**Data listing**

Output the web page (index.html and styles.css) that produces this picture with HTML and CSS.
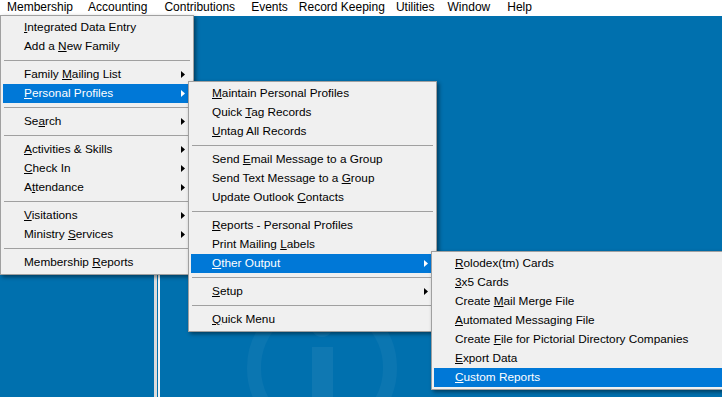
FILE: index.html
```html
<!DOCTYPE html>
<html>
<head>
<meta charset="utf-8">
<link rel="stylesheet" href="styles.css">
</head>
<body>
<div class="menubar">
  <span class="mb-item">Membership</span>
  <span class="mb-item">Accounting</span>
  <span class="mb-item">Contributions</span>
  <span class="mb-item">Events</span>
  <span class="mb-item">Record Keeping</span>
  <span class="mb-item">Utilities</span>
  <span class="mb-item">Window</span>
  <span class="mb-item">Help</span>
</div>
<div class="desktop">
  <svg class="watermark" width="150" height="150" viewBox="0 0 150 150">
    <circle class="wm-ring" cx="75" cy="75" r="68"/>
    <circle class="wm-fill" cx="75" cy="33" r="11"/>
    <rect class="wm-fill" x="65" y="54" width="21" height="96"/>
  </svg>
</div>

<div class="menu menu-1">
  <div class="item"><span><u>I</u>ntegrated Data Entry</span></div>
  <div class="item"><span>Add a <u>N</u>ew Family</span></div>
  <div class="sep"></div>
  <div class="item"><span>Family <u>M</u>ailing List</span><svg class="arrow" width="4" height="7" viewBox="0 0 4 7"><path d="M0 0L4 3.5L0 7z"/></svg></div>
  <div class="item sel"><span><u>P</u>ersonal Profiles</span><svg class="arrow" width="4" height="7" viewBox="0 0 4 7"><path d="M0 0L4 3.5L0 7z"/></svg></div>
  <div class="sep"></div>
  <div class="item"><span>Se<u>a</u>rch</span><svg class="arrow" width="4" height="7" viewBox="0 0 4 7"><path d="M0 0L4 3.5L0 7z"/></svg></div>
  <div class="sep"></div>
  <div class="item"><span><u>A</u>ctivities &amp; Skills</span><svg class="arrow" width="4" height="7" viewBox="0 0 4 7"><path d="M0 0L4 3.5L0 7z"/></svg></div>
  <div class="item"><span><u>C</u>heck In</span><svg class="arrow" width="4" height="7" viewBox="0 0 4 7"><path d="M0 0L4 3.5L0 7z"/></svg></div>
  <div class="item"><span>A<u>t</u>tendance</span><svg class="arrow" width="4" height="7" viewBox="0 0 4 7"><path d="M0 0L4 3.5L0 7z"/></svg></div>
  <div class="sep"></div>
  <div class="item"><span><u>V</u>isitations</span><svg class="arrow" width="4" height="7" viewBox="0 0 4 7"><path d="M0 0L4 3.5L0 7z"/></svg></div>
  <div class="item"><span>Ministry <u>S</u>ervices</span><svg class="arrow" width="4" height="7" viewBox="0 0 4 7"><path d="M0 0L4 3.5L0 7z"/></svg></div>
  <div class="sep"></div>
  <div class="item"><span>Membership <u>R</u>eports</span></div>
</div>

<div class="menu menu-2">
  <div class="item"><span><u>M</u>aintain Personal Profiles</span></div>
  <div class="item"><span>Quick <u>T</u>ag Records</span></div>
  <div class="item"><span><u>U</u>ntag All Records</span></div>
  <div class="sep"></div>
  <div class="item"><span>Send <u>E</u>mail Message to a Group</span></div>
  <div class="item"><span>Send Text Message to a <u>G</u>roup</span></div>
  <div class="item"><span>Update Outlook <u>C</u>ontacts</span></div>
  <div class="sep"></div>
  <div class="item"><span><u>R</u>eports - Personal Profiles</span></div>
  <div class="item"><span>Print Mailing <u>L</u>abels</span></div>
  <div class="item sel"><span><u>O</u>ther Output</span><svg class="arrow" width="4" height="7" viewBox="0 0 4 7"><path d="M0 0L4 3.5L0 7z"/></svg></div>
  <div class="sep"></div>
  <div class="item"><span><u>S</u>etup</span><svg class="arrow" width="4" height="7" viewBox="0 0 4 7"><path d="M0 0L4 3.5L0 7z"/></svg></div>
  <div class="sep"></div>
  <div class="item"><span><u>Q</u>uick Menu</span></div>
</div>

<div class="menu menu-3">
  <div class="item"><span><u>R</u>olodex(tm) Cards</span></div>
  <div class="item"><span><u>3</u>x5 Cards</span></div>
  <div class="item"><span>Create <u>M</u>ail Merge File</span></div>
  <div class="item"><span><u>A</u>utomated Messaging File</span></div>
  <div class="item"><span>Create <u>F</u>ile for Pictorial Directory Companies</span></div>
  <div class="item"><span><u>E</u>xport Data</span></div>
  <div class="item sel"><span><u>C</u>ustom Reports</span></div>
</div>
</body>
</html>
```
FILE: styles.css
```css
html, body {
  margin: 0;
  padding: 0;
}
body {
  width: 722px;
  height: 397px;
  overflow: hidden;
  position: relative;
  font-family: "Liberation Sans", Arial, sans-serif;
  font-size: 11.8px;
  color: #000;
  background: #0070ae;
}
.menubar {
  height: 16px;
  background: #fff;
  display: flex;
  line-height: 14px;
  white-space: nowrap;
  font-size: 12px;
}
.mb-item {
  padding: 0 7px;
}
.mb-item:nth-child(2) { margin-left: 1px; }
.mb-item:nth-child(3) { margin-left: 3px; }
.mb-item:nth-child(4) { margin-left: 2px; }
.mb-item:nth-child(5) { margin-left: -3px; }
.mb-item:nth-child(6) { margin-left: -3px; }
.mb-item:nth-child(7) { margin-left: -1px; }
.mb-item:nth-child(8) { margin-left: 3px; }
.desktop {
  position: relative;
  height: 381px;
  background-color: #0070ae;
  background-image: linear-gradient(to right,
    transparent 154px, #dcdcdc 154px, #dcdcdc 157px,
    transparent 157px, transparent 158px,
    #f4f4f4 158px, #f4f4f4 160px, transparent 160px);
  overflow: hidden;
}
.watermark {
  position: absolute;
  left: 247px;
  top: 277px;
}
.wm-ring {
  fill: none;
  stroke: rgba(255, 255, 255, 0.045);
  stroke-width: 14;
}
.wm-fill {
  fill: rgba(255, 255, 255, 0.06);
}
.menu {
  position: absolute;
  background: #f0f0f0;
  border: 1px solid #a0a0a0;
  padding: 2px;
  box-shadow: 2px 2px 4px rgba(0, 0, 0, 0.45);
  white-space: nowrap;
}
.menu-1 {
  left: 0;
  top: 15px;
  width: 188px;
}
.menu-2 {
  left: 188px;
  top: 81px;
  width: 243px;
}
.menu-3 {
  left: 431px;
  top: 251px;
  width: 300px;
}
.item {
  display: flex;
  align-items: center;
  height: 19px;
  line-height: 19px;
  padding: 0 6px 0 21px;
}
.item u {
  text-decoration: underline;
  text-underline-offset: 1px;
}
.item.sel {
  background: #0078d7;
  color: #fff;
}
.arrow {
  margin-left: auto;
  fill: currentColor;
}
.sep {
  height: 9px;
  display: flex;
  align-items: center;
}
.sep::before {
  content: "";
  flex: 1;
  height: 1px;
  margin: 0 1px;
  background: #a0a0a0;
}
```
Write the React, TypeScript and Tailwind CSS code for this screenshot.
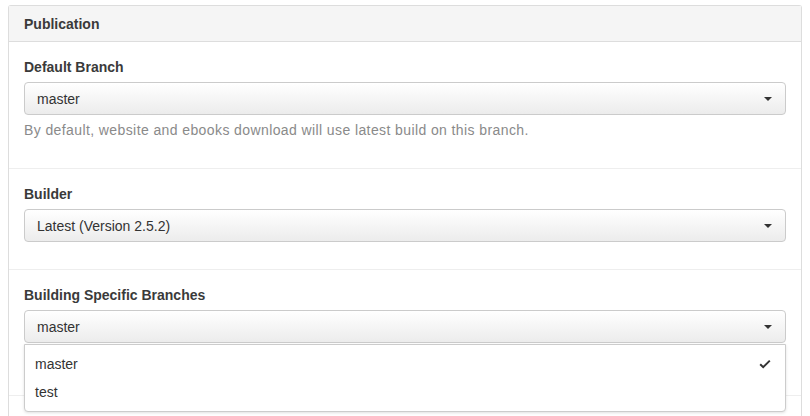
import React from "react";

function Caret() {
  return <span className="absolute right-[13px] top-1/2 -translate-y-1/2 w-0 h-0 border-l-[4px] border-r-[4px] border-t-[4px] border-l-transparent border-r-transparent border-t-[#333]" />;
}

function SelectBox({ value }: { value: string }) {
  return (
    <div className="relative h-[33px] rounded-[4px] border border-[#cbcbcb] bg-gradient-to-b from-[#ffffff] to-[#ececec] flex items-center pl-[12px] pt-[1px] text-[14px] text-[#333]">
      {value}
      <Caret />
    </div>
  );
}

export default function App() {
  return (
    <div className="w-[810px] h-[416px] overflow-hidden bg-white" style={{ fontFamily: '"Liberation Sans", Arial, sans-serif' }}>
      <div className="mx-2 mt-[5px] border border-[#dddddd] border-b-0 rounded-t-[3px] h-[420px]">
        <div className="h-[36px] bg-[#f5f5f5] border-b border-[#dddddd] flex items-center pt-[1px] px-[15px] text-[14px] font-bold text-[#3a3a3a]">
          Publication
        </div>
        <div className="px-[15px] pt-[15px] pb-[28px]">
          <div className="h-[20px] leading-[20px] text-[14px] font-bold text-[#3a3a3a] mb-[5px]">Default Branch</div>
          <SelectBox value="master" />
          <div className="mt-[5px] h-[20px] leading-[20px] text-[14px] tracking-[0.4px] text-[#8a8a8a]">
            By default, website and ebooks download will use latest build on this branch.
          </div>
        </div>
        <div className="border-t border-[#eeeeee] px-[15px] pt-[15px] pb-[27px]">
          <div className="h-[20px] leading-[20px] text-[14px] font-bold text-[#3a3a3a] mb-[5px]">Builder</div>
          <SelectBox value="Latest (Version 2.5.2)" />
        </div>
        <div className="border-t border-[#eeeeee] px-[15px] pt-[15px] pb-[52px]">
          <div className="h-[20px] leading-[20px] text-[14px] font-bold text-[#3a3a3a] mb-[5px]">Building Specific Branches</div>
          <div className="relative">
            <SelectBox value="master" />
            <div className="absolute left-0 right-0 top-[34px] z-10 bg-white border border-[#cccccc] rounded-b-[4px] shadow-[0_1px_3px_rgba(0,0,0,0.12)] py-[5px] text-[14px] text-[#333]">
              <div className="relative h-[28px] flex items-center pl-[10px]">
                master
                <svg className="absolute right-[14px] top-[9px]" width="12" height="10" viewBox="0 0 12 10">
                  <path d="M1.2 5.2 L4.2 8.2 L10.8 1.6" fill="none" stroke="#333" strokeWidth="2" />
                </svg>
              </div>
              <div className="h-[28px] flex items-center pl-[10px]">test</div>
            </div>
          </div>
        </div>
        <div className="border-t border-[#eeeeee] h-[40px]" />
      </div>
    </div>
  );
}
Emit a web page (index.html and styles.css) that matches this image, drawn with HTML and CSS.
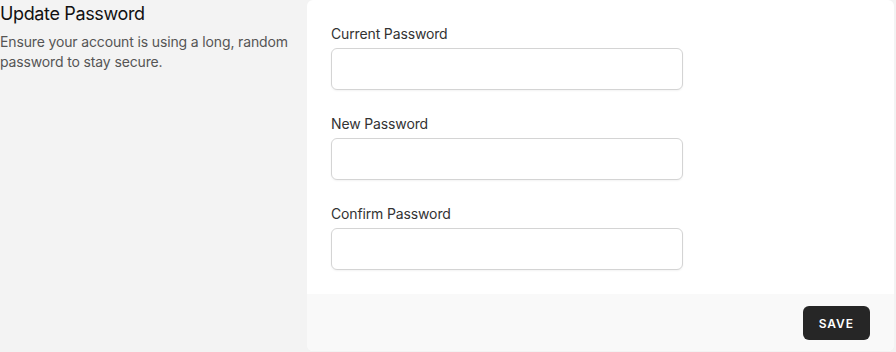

**TASK STATEMENT**
Give the count of lines that hold the word "styles", with nothing added.

**THE OUTPUT**
4